The GST Council today fixed the rate of tax on gold at 3%, Finance Minister Arun Jaitley said on Saturday. The rate of tax is lower than the lowest slab of 5% under the new GST regime to be implemented from July 1, and is closer to the current tax incidence of about 2%. “There was extensive debate on gold, and between 2% and 5%, there was almost a vertical division. A consensus has been reached at 3%,” Arun Jaiteley said.

Notably, the traders’ lobby had been demanding to keep the levy on the precious metal at close to a concessional rate of 1%. Market experts had expressed concerns that a higher tax rate on gold will only add to the already high proportion of cash transactions on the commodity, and will increase gold smuggling with most traders choosing to evade taxation altogether.

Gold price staged a smart recovery on Saturday at the bullion market, surging Rs 300 to Rs 29,550 per 10 grams largely on firm global cues and pick up in buying by local jewelers. Yesterday, gold price fell in the local markets with the dealers reportedly selling the precious metal at a discount to the official prices, over concerns of the higher tax levy than the current effective incidence of about 2%.

The GST council also finalised all the pending rules for the most sweeping tax reform India has ever seen since independence, which is due to be implemented in less than a month from now. The rules finalised included those on transition and returns, raising the input tax credit limit on the existing stock as on July 1 from the earlier proposed 40%.

Earlier last month, the GST Council, tasked with tasked with framing rules for implementation of GST, finalised the rate of tax on over 1,200 items and most of the services, while deferring decision on six items including gold to today’s meeting.

The council has proposed four tax slabs at 5%, 12%, 18% and 28% under GST, while exempting essential or daily consumption items and services from tax levy, such as fresh meat, fish, chicken, eggs, milk, curd, natural honey, fresh fruits, vegetables, flour and bread, and healthcare and education services. Other than this, it levied cess over and above the 28% tax on certain luxury goods and sin goods. The GST Council kept 81% of the items in the first three tax brackets, ie, up to 18%. The 12% and 18% tax bracket together account for two-thirds of all items.
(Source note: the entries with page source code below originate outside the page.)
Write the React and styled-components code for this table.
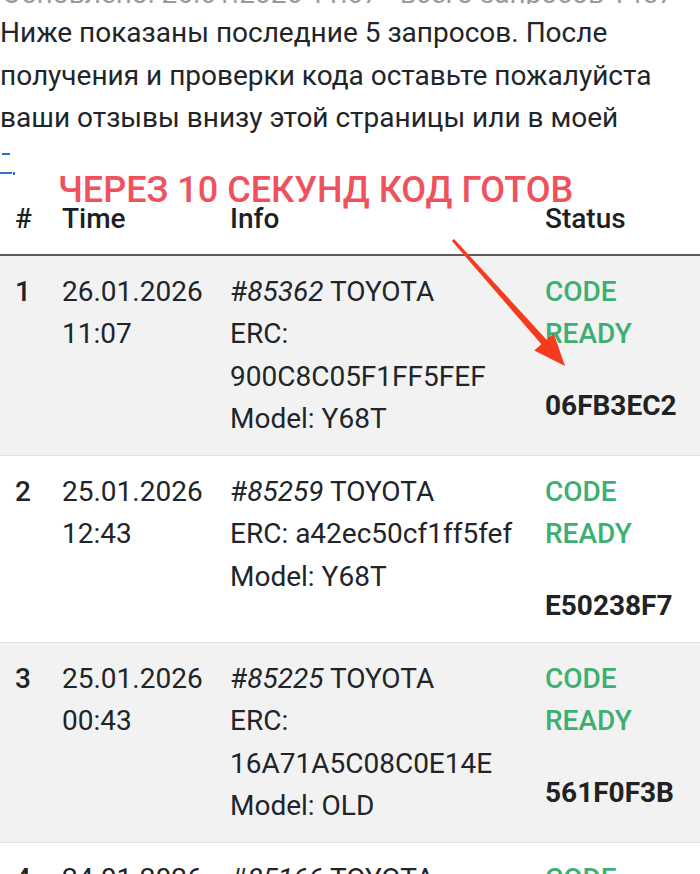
import React from 'react'
import styled, { createGlobalStyle } from 'styled-components'

const GlobalStyle = createGlobalStyle`
  html, body {
    margin: 0;
    padding: 0;
    background: #fff;
  }
  body {
    font-family: Roboto, "Noto Sans", Arial, sans-serif;
    color: #212529;
  }
`

const Page = styled.div`
  position: relative;
  width: 700px;
  height: 874px;
  overflow: hidden;
  background: #fff;
  font-size: 28px;
  line-height: 42.5px;
`

const TopCut = styled.div`
  height: 4px;
  overflow: hidden;
  clip-path: inset(0);
  padding-left: 2px;
  color: #9a9a9a;
`

const TopCutText = styled.span`
  display: block;
  line-height: 8px;
  margin-top: -10px;
  white-space: nowrap;
`

const Intro = styled.p`
  margin: 8px 0 0;
  padding-right: 6px;
`

const LinkLine = styled.div`
  height: 43px;
  display: flex;
  align-items: center;
`

const Table = styled.div`
  display: flex;
  flex-direction: column;
`

const Row = styled.div`
  display: grid;
  grid-template-columns: 47px 168px 315px 170px;
  padding: ${({ $head }) => ($head ? '15px 0 14px' : '14.5px 0 14.5px')};
  background: ${({ $striped }) => ($striped ? '#f2f2f2' : '#fff')};
  border-bottom: ${({ $head }) => ($head ? '2px solid #5c5c5c' : '1px solid #dee2e6')};
`

const Cell = styled.div`
  padding-left: 15px;
  padding-right: ${({ $pr }) => $pr || 0}px;
  font-weight: ${({ $bold }) => ($bold ? 500 : 400)};
`

const HeadCell = styled(Cell)`
  font-weight: 500;
  color: #1c1f23;
`

const Num = styled.i`
  font-style: italic;
`

const Status = styled.div`
  color: #3daf72;
  font-weight: 500;
`

const Code = styled.div`
  margin-top: 29.5px;
  font-weight: 700;
  color: #222;
`

const Note = styled.div`
  position: absolute;
  left: 58px;
  top: 172px;
  font-size: 36px;
  line-height: 36px;
  font-weight: 500;
  color: #ef525c;
  white-space: nowrap;
`

const Arrow = styled.svg`
  position: absolute;
  left: 440px;
  top: 225px;
  width: 140px;
  height: 150px;
`

const rows = [
  { n: 1, date: '26.01.2026', time: '11:07', id: '85362', erc: '900C8C05F1FF5FEF', model: 'Y68T', code: '06FB3EC2' },
  { n: 2, date: '25.01.2026', time: '12:43', id: '85259', erc: 'a42ec50cf1ff5fef', model: 'Y68T', code: 'E50238F7' },
  { n: 3, date: '25.01.2026', time: '00:43', id: '85225', erc: '16A71A5C08C0E14E', model: 'OLD', code: '561F0F3B' },
  { n: 4, date: '24.01.2026', time: '21:16', id: '85166', erc: '5F8A2C01D3EE41B7', model: 'Y68T', code: '3A7C19D0' },
]

export default function App() {
  return (
    <>
      <GlobalStyle />
      <Page>
        <TopCut>
          <TopCutText>Обновлено: 26.01.2026 11:07 · всего запросов 1457</TopCutText>
        </TopCut>
        <Intro>
          Ниже показаны последние 5 запросов. После получения и проверки кода оставьте пожалуйста ваши отзывы внизу этой страницы или в моей
        </Intro>
        <LinkLine>
          <svg width="16" height="40" viewBox="0 0 16 40">
            <rect x="2" y="12" width="8" height="2" fill="#2f6fd0" />
            <rect x="0" y="31" width="12" height="2" fill="#2f6fd0" />
            <rect x="13" y="31" width="2" height="3" fill="#2f6fd0" />
          </svg>
        </LinkLine>
        <Table>
          <Row $head>
            <HeadCell>#</HeadCell>
            <HeadCell>Time</HeadCell>
            <HeadCell>Info</HeadCell>
            <HeadCell>Status</HeadCell>
          </Row>
          {rows.map((r) => (
            <Row key={r.n} $striped={r.n % 2 === 1}>
              <Cell $bold>{r.n}</Cell>
              <Cell $pr={4}>{r.date} {r.time}</Cell>
              <Cell $pr={10}>
                #<Num>{r.id}</Num> TOYOTA
                <br />
                ERC: {r.erc}
                <br />
                Model: {r.model}
              </Cell>
              <Cell $pr={12}>
                <Status>CODE READY</Status>
                <Code>{r.code}</Code>
              </Cell>
            </Row>
          ))}
        </Table>
        <Note>ЧЕРЕЗ 10 СЕКУНД КОД ГОТОВ</Note>
        <Arrow viewBox="0 0 140 150">
          <polygon
            points="14.1,14 106.6,114.7 113.7,108.4 125,141 94.3,125.6 101.4,119.3 11.9,16"
            fill="#f43b1d"
          />
        </Arrow>
      </Page>
    </>
  )
}
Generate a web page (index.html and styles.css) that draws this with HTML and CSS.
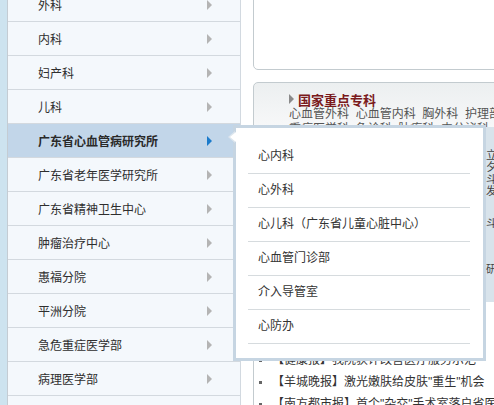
FILE: index.html
```html
<!DOCTYPE html>
<html lang="zh-CN">
<head>
<meta charset="utf-8">
<title>科室导航</title>
<link rel="stylesheet" href="styles.css">
</head>
<body>
<div class="page">
  <aside class="sidebar">
    <div class="strip"></div>
    <ul class="menu">
      <li class="item"><span>外科</span><i class="arrow"></i></li>
      <li class="item"><span>内科</span><i class="arrow"></i></li>
      <li class="item"><span>妇产科</span><i class="arrow"></i></li>
      <li class="item"><span>儿科</span><i class="arrow"></i></li>
      <li class="item active"><span>广东省心血管病研究所</span><i class="arrow"></i></li>
      <li class="item"><span>广东省老年医学研究所</span><i class="arrow"></i></li>
      <li class="item"><span>广东省精神卫生中心</span><i class="arrow"></i></li>
      <li class="item"><span>肿瘤治疗中心</span><i class="arrow"></i></li>
      <li class="item"><span>惠福分院</span><i class="arrow"></i></li>
      <li class="item"><span>平洲分院</span><i class="arrow"></i></li>
      <li class="item"><span>急危重症医学部</span><i class="arrow"></i></li>
      <li class="item"><span>病理医学部</span><i class="arrow"></i></li>
      <li class="item"><span></span></li>
    </ul>
  </aside>

  <main class="main">
    <div class="box box-top"></div>
    <div class="box box-feature">
      <div class="feature-head">
        <h3 class="feature-title"><i class="title-arrow"></i>国家重点专科</h3>
        <p class="feature-line">心血管外科&nbsp;&nbsp;心血管内科&nbsp;&nbsp;胸外科&nbsp;&nbsp;护理部</p>
        <p class="feature-line">重症医学科&nbsp;&nbsp;急诊科&nbsp;&nbsp;肿瘤科&nbsp;&nbsp;内分泌科</p>
      </div>
      <div class="feature-body">
        <div class="feature-left"></div>
        <div class="feature-side">
          <p class="side-a">立</p>
          <p class="side-a">夕</p>
          <p class="side-a">斗</p>
          <p class="side-a">发</p>
          <p class="side-b">斗</p>
          <p class="side-c">研</p>
        </div>
      </div>
      <ul class="news">
        <li>【健康报】我院获评改善医疗服务示范</li>
        <li>【羊城晚报】激光嫩肤给皮肤"重生"机会</li>
        <li>【南方都市报】首个"杂交"手术室落户省医</li>
      </ul>
    </div>
  </main>

  <div class="popup">
    <ul class="sub">
      <li>心内科</li>
      <li>心外科</li>
      <li>心儿科（广东省儿童心脏中心）</li>
      <li>心血管门诊部</li>
      <li>介入导管室</li>
      <li>心防办</li>
    </ul>
  </div>
</div>
</body>
</html>
```
FILE: styles.css
```css
html, body {
  margin: 0;
  padding: 0;
  background: #ffffff;
}
body {
  font-family: "Liberation Sans", "Noto Sans CJK SC", sans-serif;
  font-size: 12px;
  color: #333333;
  width: 494px;
  height: 405px;
  overflow: hidden;
}
ul, p, h3 {
  margin: 0;
  padding: 0;
  list-style: none;
}
.page {
  position: relative;
  display: flex;
  width: 494px;
  height: 405px;
  overflow: hidden;
}

/* sidebar */
.sidebar {
  flex: none;
  display: flex;
  width: 241px;
}
.strip {
  width: 7px;
  background: #cde3ef;
  border-right: 1px solid #c4ccd3;
}
.menu {
  width: 232px;
  margin-top: -12px;
  border-right: 1px solid #d2d9e0;
  background: #f4f8fc;
}
.item {
  display: flex;
  align-items: center;
  justify-content: space-between;
  height: 33px;
  padding: 0 28px 0 30px;
  border-bottom: 1px solid #d3d9df;
  background: #f4f8fc;
  font-size: 12px;
  color: #2e2e2e;
}
.arrow {
  display: block;
  width: 0;
  height: 0;
  border-left: 5px solid #b4b4b4;
  border-top: 5px solid transparent;
  border-bottom: 5px solid transparent;
}
.item.active {
  background: #c2d6e9;
  font-weight: bold;
  color: #2a2a2a;
}
.item.active .arrow {
  border-left-color: #1b7bcb;
}

/* main */
.main {
  flex: 1;
  margin-left: 12px;
  margin-right: -12px;
}
.box {
  border: 1px solid #c3cbcf;
  border-radius: 5px;
  background: #ffffff;
}
.box-top {
  height: 80px;
  margin-top: -10px;
  box-sizing: border-box;
}
.box-feature {
  margin-top: 12px;
  height: 360px;
  background: linear-gradient(180deg, #eceff0 0px, #f6f7f8 40px, #ffffff 60px);
}
.feature-head {
  padding: 8px 0 0 35px;
}
.feature-title {
  display: flex;
  align-items: center;
  gap: 4px;
  height: 16px;
  font-size: 13px;
  font-weight: bold;
  color: #7a1a1c;
}
.title-arrow {
  display: block;
  width: 0;
  height: 0;
  border-left: 5px solid #8a8a8a;
  border-top: 5px solid transparent;
  border-bottom: 5px solid transparent;
}
.feature-line {
  line-height: 15px;
  font-size: 12px;
  color: #555555;
  white-space: nowrap;
}
.feature-body {
  display: flex;
  height: 213px;
  margin-top: -10px;
}
.feature-left {
  flex: 0 0 232px;
}
.feature-side {
  flex: 1;
  height: 175px;
  background: #d8e3eb;
  font-size: 11px;
  color: #444;
  padding-top: 22px;
  box-sizing: border-box;
}
.side-a {
  line-height: 12px;
  height: 12px;
  overflow: hidden;
}
.side-b {
  margin-top: 20px;
  line-height: 12px;
}
.side-c {
  margin-top: 34px;
  line-height: 12px;
}
.news {
  padding-left: 4px;
  margin-top: 9px;
}
.news li {
  position: relative;
  height: 22px;
  line-height: 22px;
  padding-left: 14px;
  font-size: 12px;
  color: #333;
  white-space: nowrap;
}
.news li::before {
  content: "";
  position: absolute;
  left: 1px;
  top: 10px;
  width: 3px;
  height: 3px;
  background: #666666;
}

/* popup submenu */
.popup {
  position: absolute;
  left: 233px;
  top: 125px;
  width: 253px;
  height: 236px;
  box-sizing: border-box;
  border: 3px solid #c6d5e2;
  background: #ffffff;
  padding: 12px 13px 0 12px;
}
.popup::before {
  content: "";
  position: absolute;
  left: -8px;
  top: 3px;
  border-right: 7px solid #dde6ee;
  border-top: 6px solid transparent;
  border-bottom: 6px solid transparent;
}
.popup::after {
  content: "";
  position: absolute;
  left: -6px;
  top: 4px;
  border-right: 6px solid #ffffff;
  border-top: 5px solid transparent;
  border-bottom: 5px solid transparent;
}
.sub li {
  height: 33px;
  line-height: 33px;
  padding-left: 10px;
  border-bottom: 1px solid #d6dbde;
  font-size: 12px;
  color: #333;
  white-space: nowrap;
}
```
GST seeks to unify the entire country into a single market with only one value-added tax levy on all the goods and services across states at the point of consumption, subsuming up to 16 different taxes and levies that are imposed at present. This is expected to make the movement goods across the state borders smoother, faster and easier, though some experts have raised concerns over the complications that could arise out of a multiple tax-slab structure.